My friend Boog played first on his beautiful tiny acoustic with a wide fretboard, his large beard which I'm envious of eating the microphone. He was the reason I was fortunate enough to find this magical land. He played phenomenally and made a few healthy bucks from selling merch. Next up was Pantsless, a mostly instrumental band, that I swore had random singing come out of nowhere from what I could tell was not any of the members. But this singing, whether real or cronstructed in my imagination from a series of overtones, blew me away. Meat Rainbow was the last act I caught, for I had to get out of the field when it started raining to avoid being sucked into the ground like Coffin Joe. They reminded me of a poppier version of the Appleseed Cast, with much more discernible singing (given the condition of basement acoustics).

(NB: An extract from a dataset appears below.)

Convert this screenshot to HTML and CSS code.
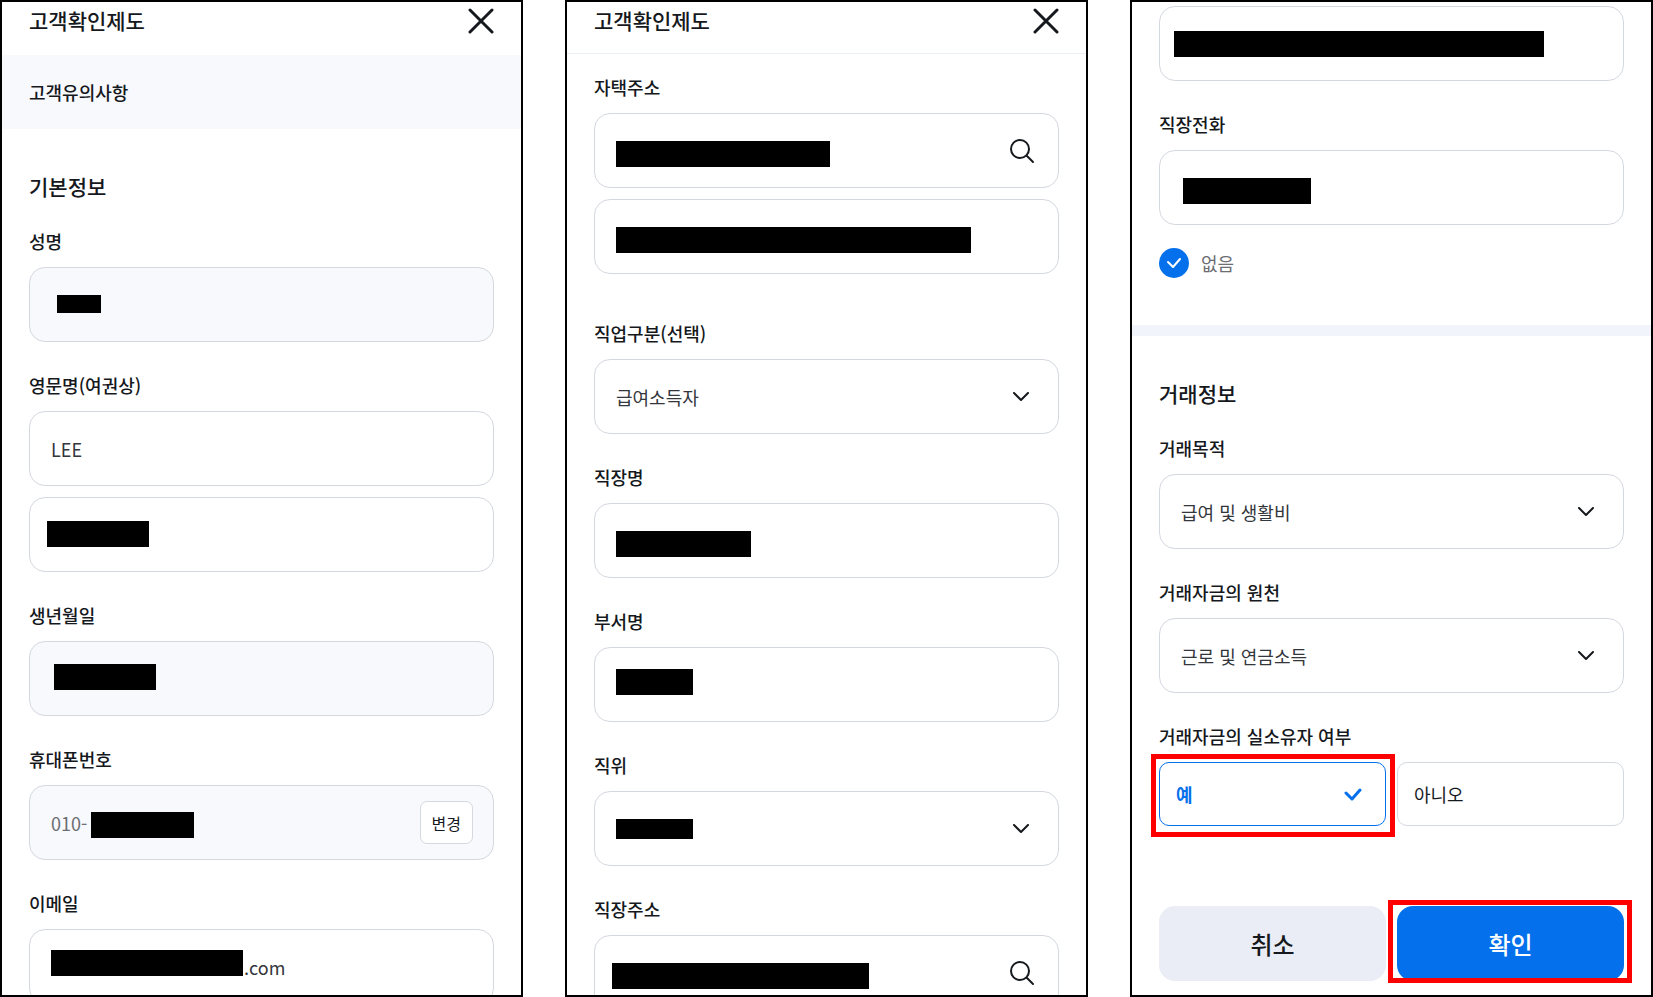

Each of these bands sets ended when a guitar player broke a string. It made me miss the days of playing raucous punk rock, and jumping off of shit.
I can't wait to make it out to the crackhouse again; the drive itself is worth it, I swear. Despite my constant anxiety, and deteriorating social skills I had a fucking blast in this world, where I'm older than most of the people, but look so much younger.